Snowtrip Tip 4, Drink the local brew & eat the local food
If you usually skip buying lunches at ski hills because the food tastes horrible and is horrible for your body, we`re in the same club. But Tazawako offers very good food selections for lunch (we recommend the pork ramen) Tazawako also is home to its own unique micro-brew. There are a few varieties of suds to try, but if you`re in the mood to change it up from the usual Japanese lager or blonde, go for the Germanic inspired dark amber-colored, Tazawako Beer ALT.
Snowtrip Tip 5, Drive responsibly so you can ride like a maniac
Normally we advise using public transport during a Japan skiing & snowboarding trip, but accessing Tazawako requires a bit more logistical planning and would be easier with your own private set of wheels. If you take our advice from Snowtrip Tip 6 below and decide to drive from Morioka (45-60min.), use extreme caution navigating the pass between Iwate & Akita prefectures. Twists, turns, short tunnels, steep gradients, brutal snow storms and very little winter road maintenance (i.e., no salt/sand) can definitely make it a sketchy drive worthy of full concentration.

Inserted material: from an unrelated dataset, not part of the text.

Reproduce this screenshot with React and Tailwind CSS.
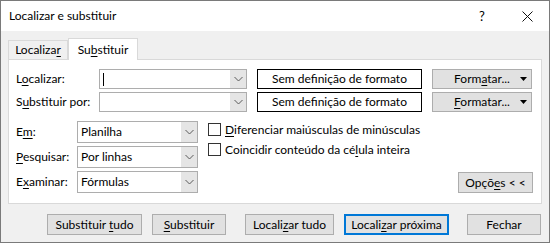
import React from 'react';

function U({ children }) {
  return <span className="underline underline-offset-[2px] decoration-1">{children}</span>;
}

function Chevron() {
  return (
    <svg width="9" height="6" viewBox="0 0 9 6" className="block">
      <path d="M0.5 1 L4.5 5 L8.5 1" fill="none" stroke="#5a5a5a" strokeWidth="1" />
    </svg>
  );
}

function Combo({ className, value, cursor }) {
  return (
    <div className={`flex border border-[#adadad] bg-white ${className}`}>
      <div className="flex-1 flex items-center pl-[3px]">
        {cursor && <div className="w-px h-[13px] bg-black" />}
        {value && <span>{value}</span>}
      </div>
      <div className="w-[16px] bg-[#e5e5e5] flex items-center justify-center">
        <Chevron />
      </div>
    </div>
  );
}

function FormatButton({ children }) {
  return (
    <div className="w-[100px] h-[20px] flex items-center border border-[#adadad] bg-[#e1e1e1]">
      <div className="w-[16px]" />
      <div className="flex-1 text-center">
        <span>{children}</span>
      </div>
      <div className="w-[16px] flex items-center justify-center">
        <svg width="7" height="4" viewBox="0 0 7 4" className="block">
          <path d="M0 0 L7 0 L3.5 4 Z" fill="#000" />
        </svg>
      </div>
    </div>
  );
}

function Btn({ className, focused, children }) {
  const border = focused ? 'border-2 border-[#0078d7]' : 'border border-[#adadad]';
  return (
    <div className={`h-[21px] flex items-center justify-center bg-[#e1e1e1] ${border} ${className}`}>
      <span>{children}</span>
    </div>
  );
}

function Check({ children }) {
  return (
    <div className="flex items-center h-[13px]">
      <div className="w-[13px] h-[13px] border border-[#333] bg-white" />
      <span className="ml-[4px]">{children}</span>
    </div>
  );
}

export default function App() {
  return (
    <div
      className="w-[550px] h-[243px] border border-[#7a7a7a] bg-[#f0f0f0] flex flex-col text-[12px] text-black leading-none"
      style={{ fontFamily: '"Segoe UI", Lato, "Noto Sans", sans-serif' }}
    >
      {/* title bar */}
      <div className="h-[30px] bg-white flex items-center">
        <span className="ml-[8px] flex-1">Localizar e substituir</span>
        <div className="w-[46px] flex justify-center text-[13px]">?</div>
        <div className="w-[44px] flex justify-center">
          <svg width="11" height="11" viewBox="0 0 11 11">
            <path d="M0.5 0.5 L10.5 10.5 M10.5 0.5 L0.5 10.5" stroke="#111" strokeWidth="1" />
          </svg>
        </div>
      </div>

      {/* tabs */}
      <div className="flex items-end ml-[7px] mt-[7px] h-[21px]">
        <div className="w-[60px] h-[19px] border border-b-0 border-[#d9d9d9] bg-[#f0f0f0] flex items-center justify-center">
          <span>Localiza<U>r</U></span>
        </div>
        <div className="w-[70px] h-[22px] border border-b-0 border-[#d9d9d9] bg-white flex items-center justify-center -mb-px relative z-10">
          <span>Su<U>b</U>stituir</span>
        </div>
      </div>

      {/* panel */}
      <div className="ml-[7px] w-[534px] h-[145px] border border-[#d9d9d9] bg-white pl-[7px] pt-[9px]">
        <div className="flex flex-col gap-[3px]">
          <div className="flex items-center h-[20px]">
            <span className="w-[83px]">L<U>o</U>calizar:</span>
            <Combo className="w-[148px] h-[20px]" cursor />
            <div className="ml-[10px] w-[165px] h-[20px] border border-black flex items-center justify-center">
              Sem definição de formato
            </div>
            <div className="ml-[10px]">
              <FormatButton>Form<U>a</U>tar...</FormatButton>
            </div>
          </div>
          <div className="flex items-center h-[20px]">
            <span className="w-[83px]">S<U>u</U>bstituir por:</span>
            <Combo className="w-[148px] h-[20px]" />
            <div className="ml-[10px] w-[165px] h-[20px] border border-black flex items-center justify-center">
              Sem definição de formato
            </div>
            <div className="ml-[10px]">
              <FormatButton><U>F</U>ormatar...</FormatButton>
            </div>
          </div>
        </div>

        <div className="flex mt-[9px]">
          <div className="flex flex-col gap-[3px]">
            <div className="flex items-center h-[22px]">
              <span className="w-[61px]">E<U>m</U>:</span>
              <Combo className="w-[121px] h-[22px]" value="Planilha" />
            </div>
            <div className="flex items-center h-[22px]">
              <span className="w-[61px]"><U>P</U>esquisar:</span>
              <Combo className="w-[121px] h-[22px]" value="Por linhas" />
            </div>
            <div className="flex items-center h-[22px]">
              <span className="w-[61px]">E<U>x</U>aminar:</span>
              <Combo className="w-[121px] h-[22px]" value="Fórmulas" />
            </div>
          </div>
          <div className="ml-[10px] pt-[2px] flex flex-col gap-[7px]">
            <Check><U>D</U>iferenciar maiúsculas de minúsculas</Check>
            <Check>Coincidir conteúdo da cé<U>l</U>ula inteira</Check>
          </div>
          <div className="flex-1 flex justify-end items-end pr-[8px]">
            <Btn className="w-[75px]">Opçõ<U>e</U>s &lt; &lt;</Btn>
          </div>
        </div>
      </div>

      {/* bottom buttons */}
      <div className="flex items-center mt-[10px] ml-[46px]">
        <Btn className="w-[95px]">Substituir <U>t</U>udo</Btn>
        <Btn className="w-[74px] ml-[10px]"><U>S</U>ubstituir</Btn>
        <Btn className="w-[89px] ml-[19px]">Locali<U>z</U>ar tudo</Btn>
        <Btn className="w-[105px] ml-[10px]" focused>Locali<U>z</U>ar próxima</Btn>
        <Btn className="w-[74px] ml-[18px]">Fechar</Btn>
      </div>
    </div>
  );
}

Snowtrip Tip 6, Stay in Morioka
Morioka, the prefectural capital city of Iwate, isn`t a nightlife hotspot, nor is it Japan`s most picturesque town. But if you`re lookingto catch a glimpse of true Tohoku Japanese life — on and off the slopes — Morioka is a great base to explore from. There are a dozen ski areas accessible from the city center, most ringing the flanks of Mount Iwate, but also to the south (Geto Kogen) and west (Tazawako), accessible via public or private transit within 1.5hrs. If you decide to use public transport, your JR Pass will get you from Morioka station to Tazawa station for free, then from there you can hop on a local bus that takes 30 minutes.